Furthermore, those savings come at a time when the company’s service costs are declining and it trims capital expenditures amid the global crude oil market slump, all while the company continues to grow production. “Costs are screaming down, and we’re finding that we’re targeting ... single rate of return investments that are similar to what we had last summer with the lower cost,” Wilson said in late February.

Looking ahead

Halcon made several cuts to its 2015 capex ending up with plans to spend between $350 million and $400 million, less than half of the $1.2 billion the company spent in 2014. The company expects the 2015 capex to be “front-end loaded” in 2015 due to a large number of wells awaiting completion.

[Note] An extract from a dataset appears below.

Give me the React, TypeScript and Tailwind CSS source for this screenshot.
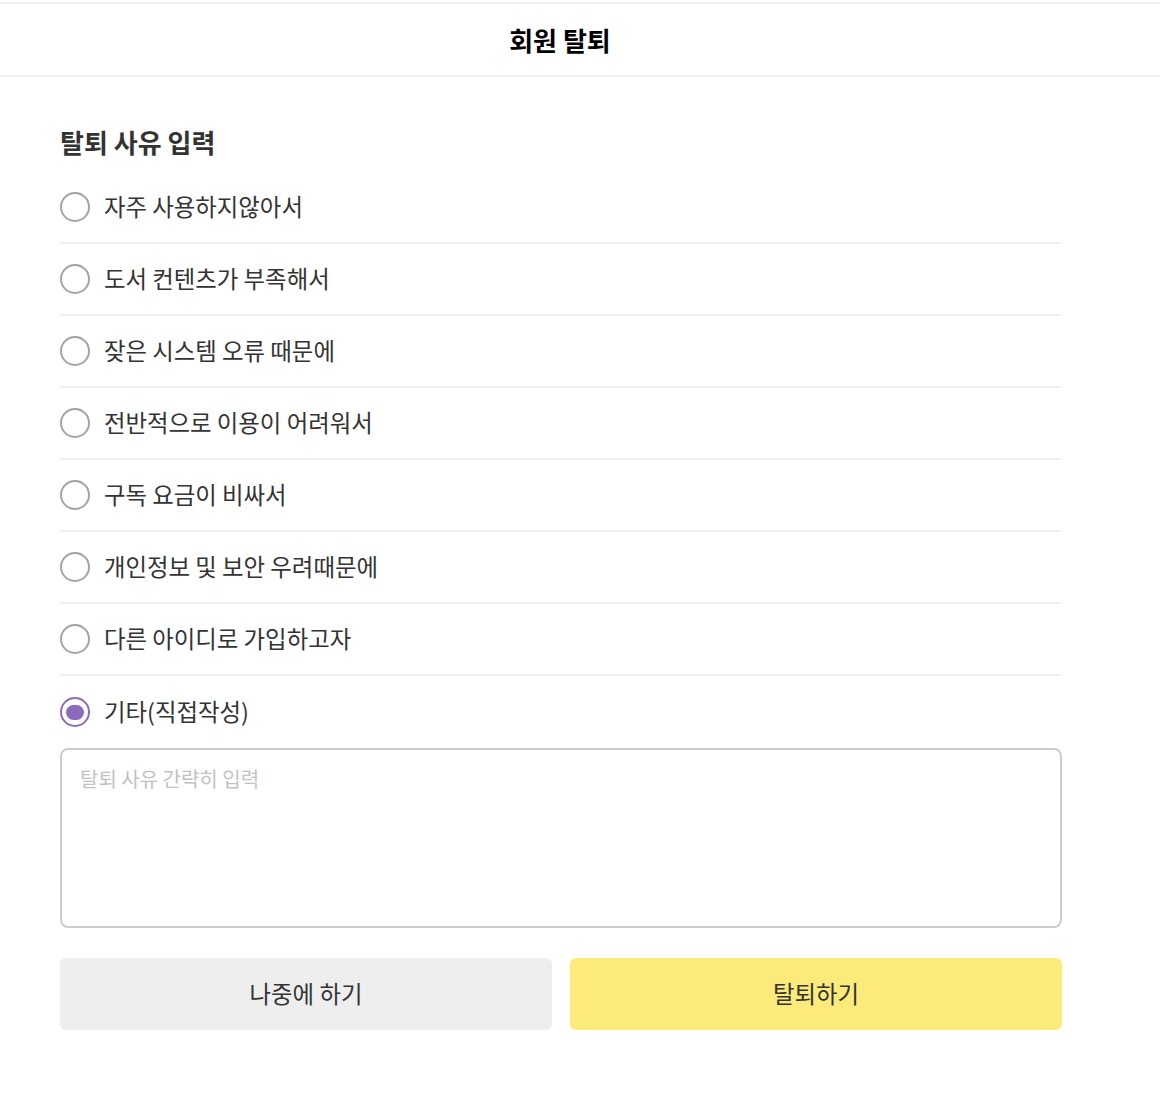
import React, { useState } from 'react';

const REASONS = [
  '자주 사용하지않아서',
  '도서 컨텐츠가 부족해서',
  '잦은 시스템 오류 때문에',
  '전반적으로 이용이 어려워서',
  '구독 요금이 비싸서',
  '개인정보 및 보안 우려때문에',
  '다른 아이디로 가입하고자',
  '기타(직접작성)',
];

const Radio = ({ checked }: { checked: boolean }) => (
  <span
    className={
      checked
        ? 'flex h-[30px] w-[30px] shrink-0 items-center justify-center rounded-full border-2 border-[#8c6bbd]'
        : 'flex h-[30px] w-[30px] shrink-0 items-center justify-center rounded-full border-2 border-[#a3a3a3]'
    }
  >
    {checked && <span className="h-[15px] w-[18px] rounded-full bg-[#8c6bbd]" />}
  </span>
);

export default function App() {
  const [selected, setSelected] = useState(REASONS.length - 1);
  const [memo, setMemo] = useState('');

  return (
    <div
      className="min-h-[1104px] bg-white text-[#333]"
      style={{ fontFamily: '"Noto Sans CJK KR", "Noto Sans", sans-serif' }}
    >
      <header className="mt-[2px] flex h-[75px] items-center justify-center border-y-2 border-[#efefef] pr-[40px]">
        <h1 className="text-[26px] font-bold text-black">회원 탈퇴</h1>
      </header>

      <main className="w-[1002px] ml-[60px] pt-[47px]">
        <h2 className="mb-[12px] text-[26px] font-bold leading-[36px]">탈퇴 사유 입력</h2>

        <ul>
          {REASONS.map((reason, i) => (
            <li
              key={reason}
              onClick={() => setSelected(i)}
              className={
                i === REASONS.length - 1
                  ? 'flex h-[72px] cursor-pointer items-center gap-[14px]'
                  : 'flex h-[72px] cursor-pointer items-center gap-[14px] border-b-2 border-[#efefef]'
              }
            >
              <Radio checked={selected === i} />
              <span className="text-[23.4px] leading-none">{reason}</span>
            </li>
          ))}
        </ul>

        <textarea
          value={memo}
          onChange={e => setMemo(e.target.value)}
          placeholder="탈퇴 사유 간략히 입력"
          className="block h-[180px] w-full resize-none rounded-[8px] border-2 border-[#cccccc] px-[18px] py-[14px] text-[20px] outline-none placeholder:text-[#c2c2c2]"
        />

        <div className="mt-[30px] flex gap-[18px]">
          <button className="h-[72px] flex-1 rounded-[6px] bg-[#eeeeee] text-[23.4px] text-[#333]">나중에 하기</button>
          <button className="h-[72px] flex-1 rounded-[6px] bg-[#fceb7a] text-[23.4px] text-[#333]">탈퇴하기</button>
        </div>
      </main>
    </div>
  );
}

With a reduced capex in 2015, the company is anticipating production to remain flat in the first half of the year with an overall growth rate of 5 percent for the year. It has put first quarter production guidance at 42,000 to 44,000 barrels of oil equivalent per day.

Halcon beat its 2014 production guidance averaging 42,107 boepd over the year, up 26 percent over 2013. In the fourth quarter, production averaged 46,076 boepd. A majority of the company’s production comes from its Williston Basin assets. Halcon grew its Williston Basin production 57 percent year over year in 2014.

The company holds approximately 127,000 net acres in the Williston Basin with proved reserves of 140 million boe.